Give every line of the data again, unchanged, but with no pictures.

Data segment:
# # # #

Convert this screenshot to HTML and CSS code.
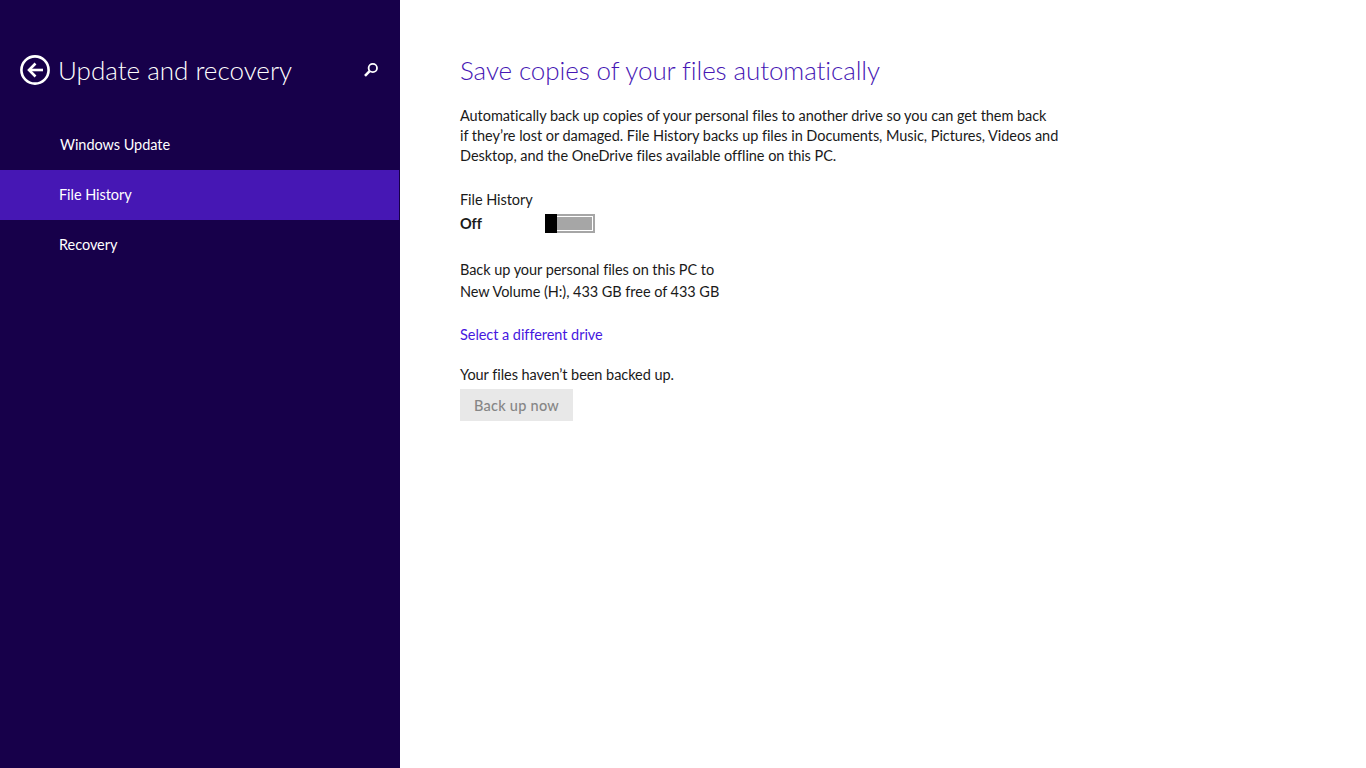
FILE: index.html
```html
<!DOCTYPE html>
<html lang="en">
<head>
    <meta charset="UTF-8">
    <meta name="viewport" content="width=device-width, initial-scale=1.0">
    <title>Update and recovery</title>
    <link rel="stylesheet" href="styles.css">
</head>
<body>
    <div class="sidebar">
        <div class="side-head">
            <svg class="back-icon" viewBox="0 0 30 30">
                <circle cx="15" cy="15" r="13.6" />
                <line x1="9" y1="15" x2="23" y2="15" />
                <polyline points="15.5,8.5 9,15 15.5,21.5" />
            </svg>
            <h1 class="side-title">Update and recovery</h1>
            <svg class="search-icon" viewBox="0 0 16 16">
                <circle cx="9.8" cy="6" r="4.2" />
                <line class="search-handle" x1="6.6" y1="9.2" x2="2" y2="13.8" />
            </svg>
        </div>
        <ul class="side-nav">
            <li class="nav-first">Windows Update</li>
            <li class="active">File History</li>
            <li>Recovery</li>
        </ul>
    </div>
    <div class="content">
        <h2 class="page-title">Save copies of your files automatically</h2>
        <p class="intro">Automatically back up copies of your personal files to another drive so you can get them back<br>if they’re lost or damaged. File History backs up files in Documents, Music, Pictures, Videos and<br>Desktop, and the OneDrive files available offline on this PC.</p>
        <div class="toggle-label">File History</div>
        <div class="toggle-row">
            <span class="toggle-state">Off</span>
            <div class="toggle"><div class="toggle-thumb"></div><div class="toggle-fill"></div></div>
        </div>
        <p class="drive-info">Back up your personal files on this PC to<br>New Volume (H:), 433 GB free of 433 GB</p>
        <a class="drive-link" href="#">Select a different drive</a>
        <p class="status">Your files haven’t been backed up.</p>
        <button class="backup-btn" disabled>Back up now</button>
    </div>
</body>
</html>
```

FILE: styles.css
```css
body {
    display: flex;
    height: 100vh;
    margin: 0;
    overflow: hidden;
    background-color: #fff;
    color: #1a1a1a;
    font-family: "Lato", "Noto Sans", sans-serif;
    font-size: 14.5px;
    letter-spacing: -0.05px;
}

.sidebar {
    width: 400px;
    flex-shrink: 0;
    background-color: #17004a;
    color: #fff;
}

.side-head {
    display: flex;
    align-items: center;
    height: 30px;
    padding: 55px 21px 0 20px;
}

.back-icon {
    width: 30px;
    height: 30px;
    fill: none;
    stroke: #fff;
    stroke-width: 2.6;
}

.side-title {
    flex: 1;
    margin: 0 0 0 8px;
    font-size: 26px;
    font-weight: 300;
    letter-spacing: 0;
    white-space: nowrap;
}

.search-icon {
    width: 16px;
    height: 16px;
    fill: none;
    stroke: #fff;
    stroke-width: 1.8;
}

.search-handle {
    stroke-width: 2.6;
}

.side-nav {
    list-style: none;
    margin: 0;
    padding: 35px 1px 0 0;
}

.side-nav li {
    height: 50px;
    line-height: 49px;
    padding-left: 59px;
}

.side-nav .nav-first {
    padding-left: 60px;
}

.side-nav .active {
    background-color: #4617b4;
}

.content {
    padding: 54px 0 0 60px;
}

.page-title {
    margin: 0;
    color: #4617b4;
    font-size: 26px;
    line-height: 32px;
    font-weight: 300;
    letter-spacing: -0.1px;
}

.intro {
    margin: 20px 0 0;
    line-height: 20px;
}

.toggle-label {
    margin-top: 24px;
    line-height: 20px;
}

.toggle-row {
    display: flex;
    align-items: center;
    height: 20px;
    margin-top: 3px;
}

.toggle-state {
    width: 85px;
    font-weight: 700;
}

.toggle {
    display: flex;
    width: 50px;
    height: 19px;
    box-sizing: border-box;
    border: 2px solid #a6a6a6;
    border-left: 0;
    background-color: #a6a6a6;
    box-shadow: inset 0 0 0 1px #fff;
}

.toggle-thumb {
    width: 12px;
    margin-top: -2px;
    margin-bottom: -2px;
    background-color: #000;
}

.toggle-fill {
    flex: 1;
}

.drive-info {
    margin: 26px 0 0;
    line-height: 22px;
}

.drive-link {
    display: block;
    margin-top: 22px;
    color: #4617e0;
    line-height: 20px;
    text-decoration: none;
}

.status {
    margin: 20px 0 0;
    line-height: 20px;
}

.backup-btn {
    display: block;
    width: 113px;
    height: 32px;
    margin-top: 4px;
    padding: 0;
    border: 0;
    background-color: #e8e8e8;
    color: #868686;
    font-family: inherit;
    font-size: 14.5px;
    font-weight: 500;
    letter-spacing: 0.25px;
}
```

# # # #

Answer for the task:
Convert this screenshot to HTML and CSS code.
FILE: index.html
```html
<!DOCTYPE html>
<html lang="en">
<head>
    <meta charset="UTF-8">
    <meta name="viewport" content="width=device-width, initial-scale=1.0">
    <title>Update and recovery</title>
    <link rel="stylesheet" href="styles.css">
</head>
<body>
    <div class="sidebar">
        <div class="side-head">
            <svg class="back-icon" viewBox="0 0 30 30">
                <circle cx="15" cy="15" r="13.6" />
                <line x1="9" y1="15" x2="23" y2="15" />
                <polyline points="15.5,8.5 9,15 15.5,21.5" />
            </svg>
            <h1 class="side-title">Update and recovery</h1>
            <svg class="search-icon" viewBox="0 0 16 16">
                <circle cx="9.8" cy="6" r="4.2" />
                <line class="search-handle" x1="6.6" y1="9.2" x2="2" y2="13.8" />
            </svg>
        </div>
        <ul class="side-nav">
            <li class="nav-first">Windows Update</li>
            <li class="active">File History</li>
            <li>Recovery</li>
        </ul>
    </div>
    <div class="content">
        <h2 class="page-title">Save copies of your files automatically</h2>
        <p class="intro">Automatically back up copies of your personal files to another drive so you can get them back<br>if they’re lost or damaged. File History backs up files in Documents, Music, Pictures, Videos and<br>Desktop, and the OneDrive files available offline on this PC.</p>
        <div class="toggle-label">File History</div>
        <div class="toggle-row">
            <span class="toggle-state">Off</span>
            <div class="toggle"><div class="toggle-thumb"></div><div class="toggle-fill"></div></div>
        </div>
        <p class="drive-info">Back up your personal files on this PC to<br>New Volume (H:), 433 GB free of 433 GB</p>
        <a class="drive-link" href="#">Select a different drive</a>
        <p class="status">Your files haven’t been backed up.</p>
        <button class="backup-btn" disabled>Back up now</button>
    </div>
</body>
</html>
```

FILE: styles.css
```css
body {
    display: flex;
    height: 100vh;
    margin: 0;
    overflow: hidden;
    background-color: #fff;
    color: #1a1a1a;
    font-family: "Lato", "Noto Sans", sans-serif;
    font-size: 14.5px;
    letter-spacing: -0.05px;
}

.sidebar {
    width: 400px;
    flex-shrink: 0;
    background-color: #17004a;
    color: #fff;
}

.side-head {
    display: flex;
    align-items: center;
    height: 30px;
    padding: 55px 21px 0 20px;
}

.back-icon {
    width: 30px;
    height: 30px;
    fill: none;
    stroke: #fff;
    stroke-width: 2.6;
}

.side-title {
    flex: 1;
    margin: 0 0 0 8px;
    font-size: 26px;
    font-weight: 300;
    letter-spacing: 0;
    white-space: nowrap;
}

.search-icon {
    width: 16px;
    height: 16px;
    fill: none;
    stroke: #fff;
    stroke-width: 1.8;
}

.search-handle {
    stroke-width: 2.6;
}

.side-nav {
    list-style: none;
    margin: 0;
    padding: 35px 1px 0 0;
}

.side-nav li {
    height: 50px;
    line-height: 49px;
    padding-left: 59px;
}

.side-nav .nav-first {
    padding-left: 60px;
}

.side-nav .active {
    background-color: #4617b4;
}

.content {
    padding: 54px 0 0 60px;
}

.page-title {
    margin: 0;
    color: #4617b4;
    font-size: 26px;
    line-height: 32px;
    font-weight: 300;
    letter-spacing: -0.1px;
}

.intro {
    margin: 20px 0 0;
    line-height: 20px;
}

.toggle-label {
    margin-top: 24px;
    line-height: 20px;
}

.toggle-row {
    display: flex;
    align-items: center;
    height: 20px;
    margin-top: 3px;
}

.toggle-state {
    width: 85px;
    font-weight: 700;
}

.toggle {
    display: flex;
    width: 50px;
    height: 19px;
    box-sizing: border-box;
    border: 2px solid #a6a6a6;
    border-left: 0;
    background-color: #a6a6a6;
    box-shadow: inset 0 0 0 1px #fff;
}

.toggle-thumb {
    width: 12px;
    margin-top: -2px;
    margin-bottom: -2px;
    background-color: #000;
}

.toggle-fill {
    flex: 1;
}

.drive-info {
    margin: 26px 0 0;
    line-height: 22px;
}

.drive-link {
    display: block;
    margin-top: 22px;
    color: #4617e0;
    line-height: 20px;
    text-decoration: none;
}

.status {
    margin: 20px 0 0;
    line-height: 20px;
}

.backup-btn {
    display: block;
    width: 113px;
    height: 32px;
    margin-top: 4px;
    padding: 0;
    border: 0;
    background-color: #e8e8e8;
    color: #868686;
    font-family: inherit;
    font-size: 14.5px;
    font-weight: 500;
    letter-spacing: 0.25px;
}
```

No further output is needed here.